“In tema di accertamenti e controlli delle dichiarazioni tributarie, l’iscrizione a ruolo della maggiore imposta ai sensi degli artt. 36 bis del d.P.R. n. 600 del 1973 e 54 bis del d.P.R. n. 633 del 1972 è ammissibile solo quando il dovuto sia determinato mediante un controllo meramente cartolare, sulla base dei dati forniti dal contribuente o di una correzione di errori materiali o di calcolo, non potendosi, invece, con questa modalità, risolvere questioni giuridiche, sicchè il disconoscimento, da parte dell’Amministrazione finanziaria, di un credito di imposta non può avvenire tramite l’emissione di una cartella di pagamento avente ad oggetto il relativo importo, senza essere preceduta da un avviso di recupero di credito di imposta o quanto meno bonari (cass. n. 14949 del 2018; Cass. n. 11292 del 2016)”.

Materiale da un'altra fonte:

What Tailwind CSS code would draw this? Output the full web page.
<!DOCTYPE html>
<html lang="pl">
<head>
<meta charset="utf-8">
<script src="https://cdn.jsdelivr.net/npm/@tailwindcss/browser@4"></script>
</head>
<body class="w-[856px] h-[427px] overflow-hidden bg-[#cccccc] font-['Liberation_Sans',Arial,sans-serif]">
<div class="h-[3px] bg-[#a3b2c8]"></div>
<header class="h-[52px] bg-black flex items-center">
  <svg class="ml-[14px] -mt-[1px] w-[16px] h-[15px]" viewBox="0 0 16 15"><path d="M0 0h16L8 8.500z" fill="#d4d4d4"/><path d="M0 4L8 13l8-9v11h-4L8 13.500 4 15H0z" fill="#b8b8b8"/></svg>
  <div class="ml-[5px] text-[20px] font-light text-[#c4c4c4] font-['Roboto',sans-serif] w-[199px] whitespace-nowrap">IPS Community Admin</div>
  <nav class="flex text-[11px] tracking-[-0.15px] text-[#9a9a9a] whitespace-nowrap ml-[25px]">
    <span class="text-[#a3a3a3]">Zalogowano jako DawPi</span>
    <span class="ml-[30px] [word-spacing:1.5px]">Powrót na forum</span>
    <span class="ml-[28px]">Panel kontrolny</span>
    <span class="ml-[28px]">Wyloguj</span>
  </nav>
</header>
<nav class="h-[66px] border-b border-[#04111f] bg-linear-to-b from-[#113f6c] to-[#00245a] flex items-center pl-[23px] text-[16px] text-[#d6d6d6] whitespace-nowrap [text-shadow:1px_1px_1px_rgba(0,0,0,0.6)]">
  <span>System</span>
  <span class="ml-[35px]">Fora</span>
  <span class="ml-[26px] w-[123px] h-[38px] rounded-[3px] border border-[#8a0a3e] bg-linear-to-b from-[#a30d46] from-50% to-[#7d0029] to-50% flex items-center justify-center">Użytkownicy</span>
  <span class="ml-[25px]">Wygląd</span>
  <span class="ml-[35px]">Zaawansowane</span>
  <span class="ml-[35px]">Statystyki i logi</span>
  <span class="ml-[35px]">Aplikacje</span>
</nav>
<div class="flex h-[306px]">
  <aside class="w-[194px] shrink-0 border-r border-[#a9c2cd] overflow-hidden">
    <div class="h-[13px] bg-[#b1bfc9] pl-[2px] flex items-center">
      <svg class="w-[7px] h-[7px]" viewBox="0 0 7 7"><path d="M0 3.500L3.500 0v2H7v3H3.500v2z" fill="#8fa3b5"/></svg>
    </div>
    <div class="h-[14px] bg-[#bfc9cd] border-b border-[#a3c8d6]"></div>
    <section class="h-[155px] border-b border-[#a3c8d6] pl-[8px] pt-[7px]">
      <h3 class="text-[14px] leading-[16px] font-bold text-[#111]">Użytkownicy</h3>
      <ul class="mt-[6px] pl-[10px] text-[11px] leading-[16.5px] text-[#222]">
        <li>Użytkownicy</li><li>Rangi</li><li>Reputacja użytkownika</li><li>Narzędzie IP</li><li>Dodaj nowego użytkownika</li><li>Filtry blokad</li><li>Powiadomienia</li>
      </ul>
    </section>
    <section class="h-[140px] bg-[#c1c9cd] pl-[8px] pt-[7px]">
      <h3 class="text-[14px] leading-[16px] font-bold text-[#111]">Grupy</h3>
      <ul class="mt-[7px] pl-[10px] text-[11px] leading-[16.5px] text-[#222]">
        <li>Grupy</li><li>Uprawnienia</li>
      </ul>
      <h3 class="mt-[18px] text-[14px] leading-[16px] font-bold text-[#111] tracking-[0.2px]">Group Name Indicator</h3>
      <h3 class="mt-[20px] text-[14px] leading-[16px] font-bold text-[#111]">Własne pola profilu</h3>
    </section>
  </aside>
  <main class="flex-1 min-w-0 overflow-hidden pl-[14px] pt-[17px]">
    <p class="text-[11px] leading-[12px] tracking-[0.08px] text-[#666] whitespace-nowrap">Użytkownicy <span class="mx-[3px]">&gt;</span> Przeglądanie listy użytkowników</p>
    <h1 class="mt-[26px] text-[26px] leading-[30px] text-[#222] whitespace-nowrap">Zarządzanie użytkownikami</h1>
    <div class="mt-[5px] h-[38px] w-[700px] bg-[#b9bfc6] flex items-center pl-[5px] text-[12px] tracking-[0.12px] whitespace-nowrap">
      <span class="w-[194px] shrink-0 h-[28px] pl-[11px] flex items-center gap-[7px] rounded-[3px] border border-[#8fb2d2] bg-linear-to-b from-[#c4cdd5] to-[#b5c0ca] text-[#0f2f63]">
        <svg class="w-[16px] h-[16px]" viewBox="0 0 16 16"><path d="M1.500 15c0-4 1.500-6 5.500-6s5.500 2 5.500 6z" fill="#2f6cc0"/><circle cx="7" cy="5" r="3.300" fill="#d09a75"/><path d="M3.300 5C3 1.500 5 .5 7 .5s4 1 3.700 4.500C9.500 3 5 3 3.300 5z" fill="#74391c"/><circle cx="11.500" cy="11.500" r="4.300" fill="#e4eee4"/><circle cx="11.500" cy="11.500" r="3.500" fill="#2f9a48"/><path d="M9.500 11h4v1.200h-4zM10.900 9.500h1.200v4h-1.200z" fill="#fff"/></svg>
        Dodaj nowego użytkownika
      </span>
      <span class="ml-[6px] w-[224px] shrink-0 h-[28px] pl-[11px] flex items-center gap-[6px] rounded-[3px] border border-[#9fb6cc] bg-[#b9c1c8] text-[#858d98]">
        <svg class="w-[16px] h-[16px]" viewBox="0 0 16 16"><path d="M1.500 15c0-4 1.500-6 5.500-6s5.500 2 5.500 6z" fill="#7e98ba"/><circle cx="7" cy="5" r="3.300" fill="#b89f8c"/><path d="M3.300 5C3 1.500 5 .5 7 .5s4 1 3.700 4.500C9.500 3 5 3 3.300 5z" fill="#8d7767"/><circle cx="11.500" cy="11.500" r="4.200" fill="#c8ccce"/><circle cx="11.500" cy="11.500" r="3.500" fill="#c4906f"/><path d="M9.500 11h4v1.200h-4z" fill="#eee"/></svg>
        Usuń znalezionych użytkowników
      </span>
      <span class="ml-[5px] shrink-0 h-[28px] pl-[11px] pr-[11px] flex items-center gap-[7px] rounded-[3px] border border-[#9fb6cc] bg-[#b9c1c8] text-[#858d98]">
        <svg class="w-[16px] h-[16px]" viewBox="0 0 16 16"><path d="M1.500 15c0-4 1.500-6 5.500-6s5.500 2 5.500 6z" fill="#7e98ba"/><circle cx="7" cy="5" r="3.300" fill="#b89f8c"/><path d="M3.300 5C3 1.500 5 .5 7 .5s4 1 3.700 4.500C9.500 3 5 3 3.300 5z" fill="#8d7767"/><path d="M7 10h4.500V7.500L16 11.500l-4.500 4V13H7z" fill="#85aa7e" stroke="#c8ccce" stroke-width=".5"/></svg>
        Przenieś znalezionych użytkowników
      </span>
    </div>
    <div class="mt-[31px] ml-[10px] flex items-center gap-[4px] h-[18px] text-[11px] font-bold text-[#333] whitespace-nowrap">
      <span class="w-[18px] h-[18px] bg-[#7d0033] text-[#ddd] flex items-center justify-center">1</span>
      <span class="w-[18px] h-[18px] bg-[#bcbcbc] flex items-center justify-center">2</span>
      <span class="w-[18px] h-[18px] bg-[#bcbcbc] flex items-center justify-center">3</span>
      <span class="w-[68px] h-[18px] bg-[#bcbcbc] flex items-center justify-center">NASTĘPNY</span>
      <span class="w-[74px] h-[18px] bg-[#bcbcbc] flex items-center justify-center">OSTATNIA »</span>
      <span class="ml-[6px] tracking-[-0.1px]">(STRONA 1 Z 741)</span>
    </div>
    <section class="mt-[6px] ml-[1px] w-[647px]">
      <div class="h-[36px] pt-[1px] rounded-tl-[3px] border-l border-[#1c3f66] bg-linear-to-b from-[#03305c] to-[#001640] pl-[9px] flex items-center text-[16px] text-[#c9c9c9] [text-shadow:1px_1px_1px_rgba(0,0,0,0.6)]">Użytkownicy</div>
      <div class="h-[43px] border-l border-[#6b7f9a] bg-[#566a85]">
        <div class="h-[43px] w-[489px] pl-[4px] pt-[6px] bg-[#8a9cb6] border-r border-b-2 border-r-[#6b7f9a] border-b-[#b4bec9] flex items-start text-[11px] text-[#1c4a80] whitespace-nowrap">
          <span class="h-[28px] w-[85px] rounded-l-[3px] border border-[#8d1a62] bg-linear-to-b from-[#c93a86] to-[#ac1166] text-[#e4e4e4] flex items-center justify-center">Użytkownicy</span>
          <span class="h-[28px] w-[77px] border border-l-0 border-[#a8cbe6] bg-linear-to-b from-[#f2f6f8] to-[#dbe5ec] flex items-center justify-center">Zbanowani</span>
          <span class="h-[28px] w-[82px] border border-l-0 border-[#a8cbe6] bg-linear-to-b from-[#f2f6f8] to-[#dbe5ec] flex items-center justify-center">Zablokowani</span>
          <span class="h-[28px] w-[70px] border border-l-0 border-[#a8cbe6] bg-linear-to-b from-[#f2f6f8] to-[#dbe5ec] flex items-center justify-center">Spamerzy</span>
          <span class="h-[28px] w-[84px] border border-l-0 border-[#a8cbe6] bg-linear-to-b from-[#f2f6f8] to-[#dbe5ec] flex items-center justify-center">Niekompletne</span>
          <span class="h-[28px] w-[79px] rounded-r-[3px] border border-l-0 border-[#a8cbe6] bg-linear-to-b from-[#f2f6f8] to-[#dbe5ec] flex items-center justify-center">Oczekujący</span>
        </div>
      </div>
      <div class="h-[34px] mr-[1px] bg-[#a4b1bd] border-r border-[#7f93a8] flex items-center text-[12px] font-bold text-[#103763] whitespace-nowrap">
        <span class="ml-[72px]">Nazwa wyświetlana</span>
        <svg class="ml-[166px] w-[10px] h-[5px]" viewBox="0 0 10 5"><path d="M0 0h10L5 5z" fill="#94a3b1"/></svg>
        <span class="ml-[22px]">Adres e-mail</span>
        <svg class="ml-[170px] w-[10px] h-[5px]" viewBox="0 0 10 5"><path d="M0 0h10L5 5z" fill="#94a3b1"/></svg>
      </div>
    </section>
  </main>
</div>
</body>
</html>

Questo il passaggio motivazionale rilevante nella ordinanza della Sezione Tributaria della Corte di Cassazione n. 3752 del 8 febbraio 2019 (Pres. Cristiano Rel. Fasano).

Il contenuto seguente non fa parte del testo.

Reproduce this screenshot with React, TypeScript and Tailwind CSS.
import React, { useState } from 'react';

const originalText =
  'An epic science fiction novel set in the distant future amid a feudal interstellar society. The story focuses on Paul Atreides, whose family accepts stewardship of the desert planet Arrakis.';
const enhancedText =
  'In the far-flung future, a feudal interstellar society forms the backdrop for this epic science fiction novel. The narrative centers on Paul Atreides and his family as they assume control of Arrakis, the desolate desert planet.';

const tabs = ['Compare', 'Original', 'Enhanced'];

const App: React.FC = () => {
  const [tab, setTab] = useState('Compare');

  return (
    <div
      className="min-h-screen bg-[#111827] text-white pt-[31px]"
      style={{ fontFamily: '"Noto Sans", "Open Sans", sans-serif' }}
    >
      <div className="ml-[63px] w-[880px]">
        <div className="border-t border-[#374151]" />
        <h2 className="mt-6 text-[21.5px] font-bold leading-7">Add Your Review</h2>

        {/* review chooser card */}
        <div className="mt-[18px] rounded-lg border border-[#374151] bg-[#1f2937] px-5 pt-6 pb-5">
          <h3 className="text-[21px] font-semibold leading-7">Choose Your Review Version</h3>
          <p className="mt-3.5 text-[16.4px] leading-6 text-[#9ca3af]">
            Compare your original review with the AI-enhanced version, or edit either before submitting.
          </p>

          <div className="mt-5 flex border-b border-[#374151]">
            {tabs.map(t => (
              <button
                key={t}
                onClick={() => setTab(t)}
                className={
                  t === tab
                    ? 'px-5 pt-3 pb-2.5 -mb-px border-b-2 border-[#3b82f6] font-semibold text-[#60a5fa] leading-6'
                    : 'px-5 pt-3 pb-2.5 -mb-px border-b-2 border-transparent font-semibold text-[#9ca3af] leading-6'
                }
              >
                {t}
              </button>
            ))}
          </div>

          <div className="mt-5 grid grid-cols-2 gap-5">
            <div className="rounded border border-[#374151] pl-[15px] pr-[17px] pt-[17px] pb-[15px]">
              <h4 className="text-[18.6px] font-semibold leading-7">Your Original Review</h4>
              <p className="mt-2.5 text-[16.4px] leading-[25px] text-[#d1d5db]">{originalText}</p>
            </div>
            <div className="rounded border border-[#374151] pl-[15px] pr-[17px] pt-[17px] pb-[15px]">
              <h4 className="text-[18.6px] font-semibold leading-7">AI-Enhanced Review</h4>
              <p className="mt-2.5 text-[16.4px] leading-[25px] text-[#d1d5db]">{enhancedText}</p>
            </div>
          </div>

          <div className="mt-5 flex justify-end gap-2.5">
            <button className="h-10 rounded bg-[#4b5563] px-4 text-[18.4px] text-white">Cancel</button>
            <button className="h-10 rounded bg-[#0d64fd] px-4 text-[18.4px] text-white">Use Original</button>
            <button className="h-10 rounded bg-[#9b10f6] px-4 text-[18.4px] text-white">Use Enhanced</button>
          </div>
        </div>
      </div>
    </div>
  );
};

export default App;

Nel caso analizzato la Corte rileva come l’avviso bonario o comunicazione preventiva sarebbe stata necessaria, tenuto conto che il giudice di appello, con accertamento in fatto, insindacabile in sede di legittimità (in quanto congruamente motivato), ha rilevato che con riferimento a tale periodo di imposta il credito IVA indicato dal contribuente era di euro 178,00, e non un debito, come qualificato dall’Agenzia delle entrate, di euro 95.894,12, evidenziandosi con ciò un risultato certamente diverso da quello indicato in dichiarazione,
Tale rilievo rendeva necessaria la comunicazione dell’avviso di irregolarità prima dell’iscrizione a ruolo della relativa imposta.
Il ricorso dell’Agenzia delle Entrate viene pertanto respinto, visto che sul punto la tesi dell’amministrazione, con specifica eccezione di violazione e/o falsa applicazione dell’art. 36 bis del d.P.R. n. 600 del 1973, dell’art. 54 bis del d.P.R. n. 633 del 1972, dell’ art. 1, comma 421, e della I. n. 311 del 2004 (in relazione all’art. 360, comma 1, n. 3, c.p.c.) era stata quella che, contrariamente a quanto sostenuto dalla CTR, l’Ufficio ha la facoltà e non l’obbligo di emanare un atto di recupero preventivo.